Fritz, George’s brother, said he doesn’t know if it was directly because of the three years George was in prison.
George met a woman named Debbie, and Fritz said they were happy together. They got engaged, and even visited the Lewis family down in Mississippi. George started working for a recycling plant. And then in the mid-1990s, just a few years after his release, his life changed again.
“Something happened to him up there after that, I don’t know if he was still having flashes or flashbacks or something about his prison time,” Fritz said. “But he was doing good on the job, but don’t nobody exactly know what happened to him.”
George was at a party with some friends and left to go get more drinks, Fritz said.
“He don’t really know what happened and to this day he haven’t ever really got himself back straight,” George’s brother recalled. “They found him wandering the streets there in St. Paul, Minnesota. Didn’t know what automobile it was he was driving or anything. And after that, you know, I guess what you say, it was just history for him.”
That was the beginning of George’s life with dementia. He was only in his 30s.
“I don’t know how you develop it, but he start having it,” Fritz said.
Debbie cared for George until she couldn’t anymore. Her health was slipping, too. She put him in a personal care home, and then she later passed away.
In 2012, Fritz and Johnnie Mae drove to Minnesota to come get George and take him home. He would have been in his early 50s by then. Fritz said if they hadn’t done it, he would have become a ward of the state.

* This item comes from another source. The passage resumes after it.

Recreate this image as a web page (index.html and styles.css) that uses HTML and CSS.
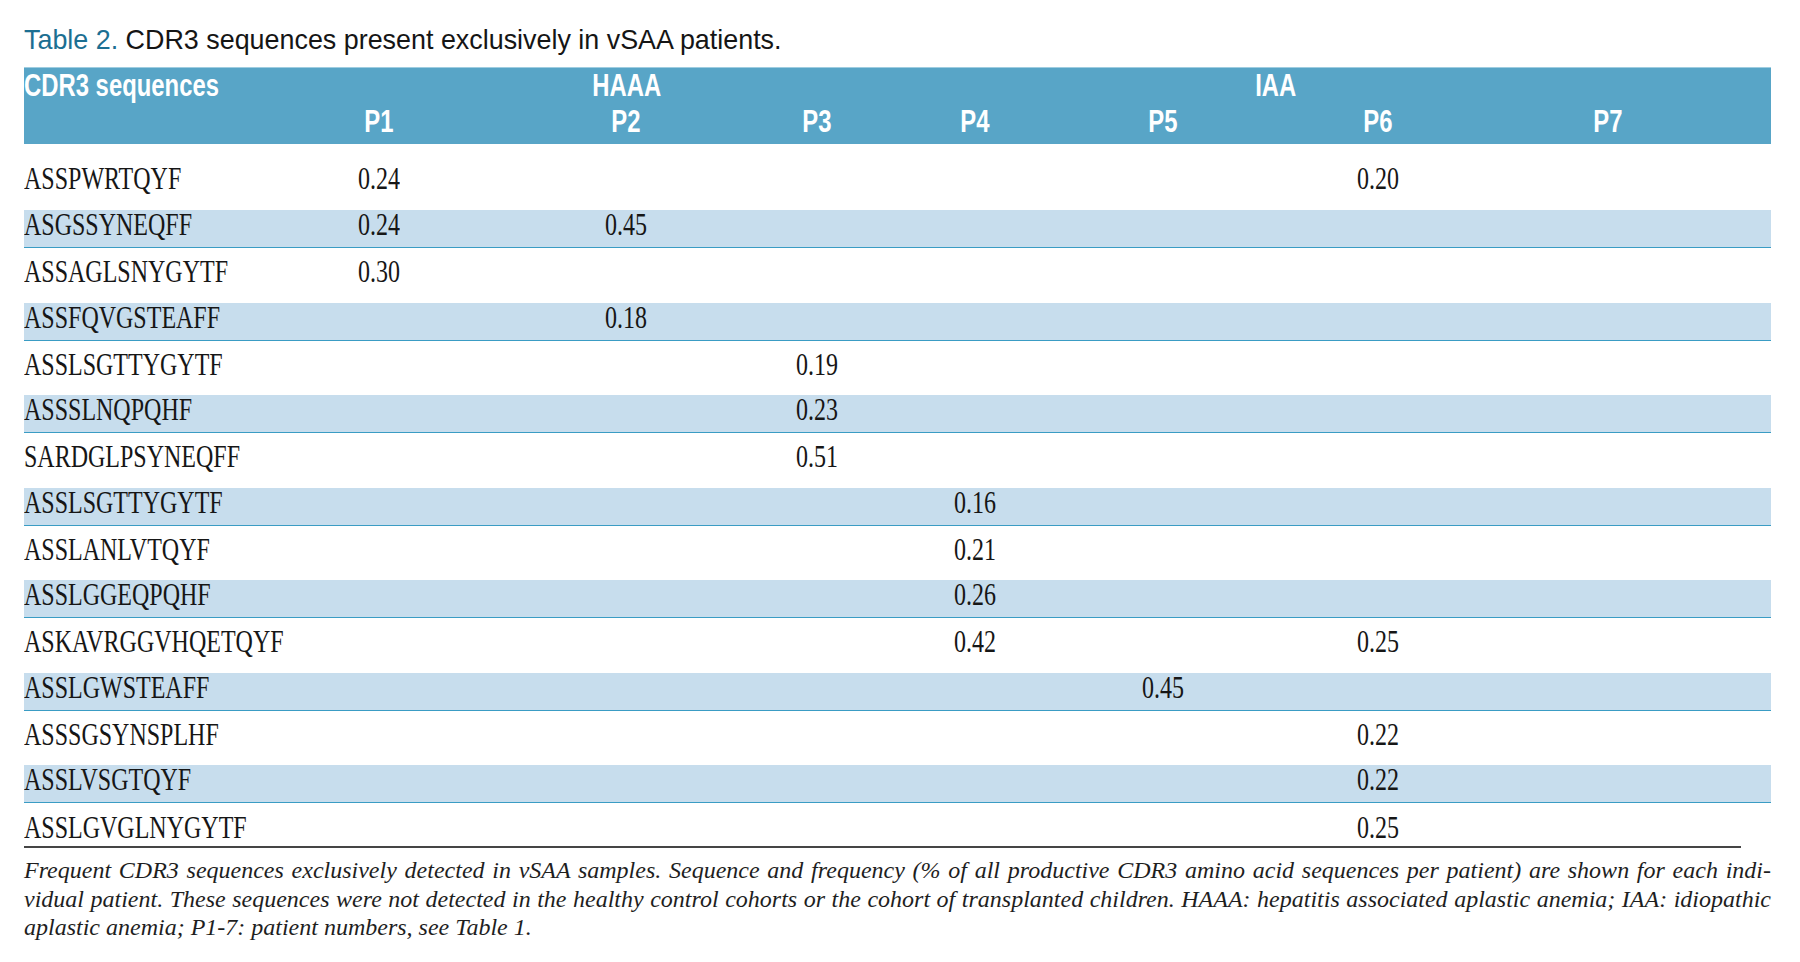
FILE: index.html
```html
<!DOCTYPE html>
<html lang="en">
<head>
<meta charset="utf-8">
<title>Table 2. CDR3 sequences present exclusively in vSAA patients.</title>
<link rel="stylesheet" href="styles.css">
</head>
<body>
<div class="page">
  <h2 class="title"><span class="title-text"><span class="label">Table 2.</span> CDR3 sequences present exclusively in vSAA patients.</span></h2>
  <table class="cdr">
    <colgroup>
      <col class="c-seq"><col class="c-p1"><col class="c-p2"><col class="c-p3"><col class="c-p4"><col class="c-p5"><col class="c-p6"><col class="c-p7">
    </colgroup>
    <thead>
      <tr class="group">
        <th class="seq-head"><span class="h">CDR3 sequences</span></th>
        <th colspan="3" class="haaa"><span class="h">HAAA</span></th>
        <th colspan="4" class="iaa"><span class="h">IAA</span></th>
      </tr>
      <tr class="pats">
        <th></th>
        <th><span class="h">P1</span></th>
        <th><span class="h">P2</span></th>
        <th><span class="h">P3</span></th>
        <th><span class="h">P4</span></th>
        <th><span class="h">P5</span></th>
        <th><span class="h">P6</span></th>
        <th class="p7"><span class="h">P7</span></th>
      </tr>
    </thead>
    <tbody>
      <tr class="first"><td><span class="t">ASSPWRTQYF</span></td><td><span class="t">0.24</span></td><td></td><td></td><td></td><td></td><td><span class="t">0.20</span></td><td class="p7"></td></tr>
      <tr class="shade"><td><span class="t">ASGSSYNEQFF</span></td><td><span class="t">0.24</span></td><td><span class="t">0.45</span></td><td></td><td></td><td></td><td></td><td class="p7"></td></tr>
      <tr class="plain"><td><span class="t">ASSAGLSNYGYTF</span></td><td><span class="t">0.30</span></td><td></td><td></td><td></td><td></td><td></td><td class="p7"></td></tr>
      <tr class="shade"><td><span class="t">ASSFQVGSTEAFF</span></td><td></td><td><span class="t">0.18</span></td><td></td><td></td><td></td><td></td><td class="p7"></td></tr>
      <tr class="plain"><td><span class="t">ASSLSGTTYGYTF</span></td><td></td><td></td><td><span class="t">0.19</span></td><td></td><td></td><td></td><td class="p7"></td></tr>
      <tr class="shade"><td><span class="t">ASSSLNQPQHF</span></td><td></td><td></td><td><span class="t">0.23</span></td><td></td><td></td><td></td><td class="p7"></td></tr>
      <tr class="plain"><td><span class="t">SARDGLPSYNEQFF</span></td><td></td><td></td><td><span class="t">0.51</span></td><td></td><td></td><td></td><td class="p7"></td></tr>
      <tr class="shade"><td><span class="t">ASSLSGTTYGYTF</span></td><td></td><td></td><td></td><td><span class="t">0.16</span></td><td></td><td></td><td class="p7"></td></tr>
      <tr class="plain"><td><span class="t">ASSLANLVTQYF</span></td><td></td><td></td><td></td><td><span class="t">0.21</span></td><td></td><td></td><td class="p7"></td></tr>
      <tr class="shade"><td><span class="t">ASSLGGEQPQHF</span></td><td></td><td></td><td></td><td><span class="t">0.26</span></td><td></td><td></td><td class="p7"></td></tr>
      <tr class="plain"><td><span class="t">ASKAVRGGVHQETQYF</span></td><td></td><td></td><td></td><td><span class="t">0.42</span></td><td></td><td><span class="t">0.25</span></td><td class="p7"></td></tr>
      <tr class="shade"><td><span class="t">ASSLGWSTEAFF</span></td><td></td><td></td><td></td><td></td><td><span class="t">0.45</span></td><td></td><td class="p7"></td></tr>
      <tr class="plain"><td><span class="t">ASSSGSYNSPLHF</span></td><td></td><td></td><td></td><td></td><td></td><td><span class="t">0.22</span></td><td class="p7"></td></tr>
      <tr class="shade"><td><span class="t">ASSLVSGTQYF</span></td><td></td><td></td><td></td><td></td><td></td><td><span class="t">0.22</span></td><td class="p7"></td></tr>
      <tr class="last"><td><span class="t">ASSLGVGLNYGYTF</span></td><td></td><td></td><td></td><td></td><td></td><td><span class="t">0.25</span></td><td class="p7"></td></tr>
    </tbody>
  </table>
  <div class="rule"></div>
  <p class="caption">
    <span class="line just">Frequent CDR3 sequences exclusively detected in vSAA samples. Sequence and frequency (% of all productive CDR3 amino acid sequences per patient) are shown for each indi-</span>
    <span class="line just">vidual patient. These sequences were not detected in the healthy control cohorts or the cohort of transplanted children. HAAA: hepatitis associated aplastic anemia; IAA: idiopathic</span>
    <span class="line">aplastic anemia; P1-7: patient numbers, see Table 1.</span>
  </p>
</div>
</body>
</html>
```

FILE: styles.css
```css
html, body {
  margin: 0;
  padding: 0;
  background: #ffffff;
}

.page {
  padding: 0 29px 0 24px;
  overflow: hidden;
  color: #161616;
}

.title {
  margin: 23px 0 10px;
  font-family: "Liberation Sans", Arial, sans-serif;
  font-weight: normal;
  font-size: 28px;
  line-height: 34px;
  color: #151515;
  white-space: nowrap;
}

.title-text {
  display: inline-block;
  transform: scaleX(0.96);
  transform-origin: 0 50%;
}

.title .label {
  color: #1c6f92;
}

.cdr {
  width: 1747px;
  table-layout: fixed;
  border-collapse: collapse;
  border-spacing: 0;
}

.c-seq { width: 266px; }
.c-p1 { width: 178px; }
.c-p2 { width: 316px; }
.c-p3 { width: 66px; }
.c-p4 { width: 250px; }
.c-p5 { width: 126px; }
.c-p6 { width: 304px; }
.c-p7 { width: 241px; }

.cdr thead {
  background: #58a5c7;
}

.cdr th {
  padding: 0;
  font-family: "Liberation Sans", Arial, sans-serif;
  font-weight: bold;
  font-size: 31px;
  line-height: 34px;
  color: #ffffff;
  text-align: center;
  vertical-align: middle;
  white-space: nowrap;
}

.cdr .group th {
  height: 36px;
  border-top: 1px solid #9fcde0;
}

.cdr .pats th {
  height: 36px;
  padding-bottom: 4px;
}

.cdr th.seq-head {
  text-align: left;
}

.cdr th.haaa {
  padding-left: 114px;
}

.cdr th.iaa {
  padding-right: 69px;
}

.cdr .h {
  display: inline-block;
  transform: scaleX(0.77);
}

.cdr th.seq-head .h {
  transform-origin: 0 50%;
}

.cdr td {
  padding: 0;
  font-family: "Liberation Serif", "Times New Roman", serif;
  font-size: 32px;
  line-height: 28px;
  color: #161616;
  text-align: center;
  vertical-align: middle;
  white-space: nowrap;
}

.cdr td:first-child {
  text-align: left;
}

.cdr .p7 {
  padding-right: 85px;
}

.cdr .t {
  display: inline-block;
  transform: scaleX(0.75);
}

.cdr td:first-child .t {
  transform-origin: 0 50%;
}

.cdr tr.first td {
  height: 64px;
  padding-top: 2px;
}

.cdr tr.shade td {
  height: 28px;
  padding-bottom: 9px;
  background: #c7dded;
  border-bottom: 1px solid #3a9cc4;
}

.cdr tr.plain td {
  height: 46.5px;
  padding-bottom: 8px;
}

.cdr tr.last td {
  height: 39px;
  padding-top: 4px;
}

.rule {
  width: 1717px;
  height: 2px;
  background: #454545;
}

.caption {
  margin: 8px 0 0;
  width: 1747px;
  font-family: "Liberation Serif", "Times New Roman", serif;
  font-style: italic;
  font-size: 24px;
  line-height: 28.5px;
  color: #1e1e1e;
}

.caption .line {
  display: block;
  white-space: nowrap;
}

.caption .line.just {
  text-align: justify;
  text-align-last: justify;
  white-space: normal;
}
```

Fritz said George still knows who he is, and he knows who Fritz and Johnnie Mae are. Fritz doesn’t necessarily think George’s prison time caused his dementia, but he thinks it has something to do with it coming on so early in his life.
“All he knows now, and this is the reason why I say that,” Fritz said. “His biggest conversation is, ‘I’m a good boy, I’m a good boy.’ He can’t really just come out with an actual conversation until whatever it is, turn him loose for a little while, and then he’ll start asking like, what the day is. You know, it’s just like when you hear about somebody that’s been abused. Just about anybody could get to talking to him and that’s all he’ll know to say, ‘I’m a good boy.’”
There is some research that may back up Fritz’s theory that George’s wrongful conviction is connected to his condition. Several studies suggest a link between post-traumatic stress and dementia. Doctors who study the topic say more research is needed to show direct causation.
Both Fritz and Johnnie Mae still have questions about one more aspect of George’s release. They said when he was freed, he was asked to sign an agreement saying he wouldn’t sue. Fritz said no one in the family even wanted to sue, but the idea that they put the stipulation in there bothers him.
Many of the files in the case have been destroyed, and Hennepin County Attorney Mike Freeman declined an interview request for this story. He was not in office when George was convicted, but he was the county attorney when George was released in 1991.
Julie Jonas with the Great North Innocence Project said the state can indeed ask a person to sign something agreeing not to sue even if their conviction is thrown out. In fact, she’s seen it in other Innocence Project cases. She hasn’t seen it in Minnesota, but she said she would not be surprised if it happened.
“I don't have no paperwork to prove it, but it’s just word of mouth from me like it was word of mouth given to me,” Fritz said.
There’s one other thing that doesn’t sit well with Fritz. If it wasn’t George and Lovell who committed the rape, then they never caught the people who did.
“They got away scotch free, as they say,” Fritz said.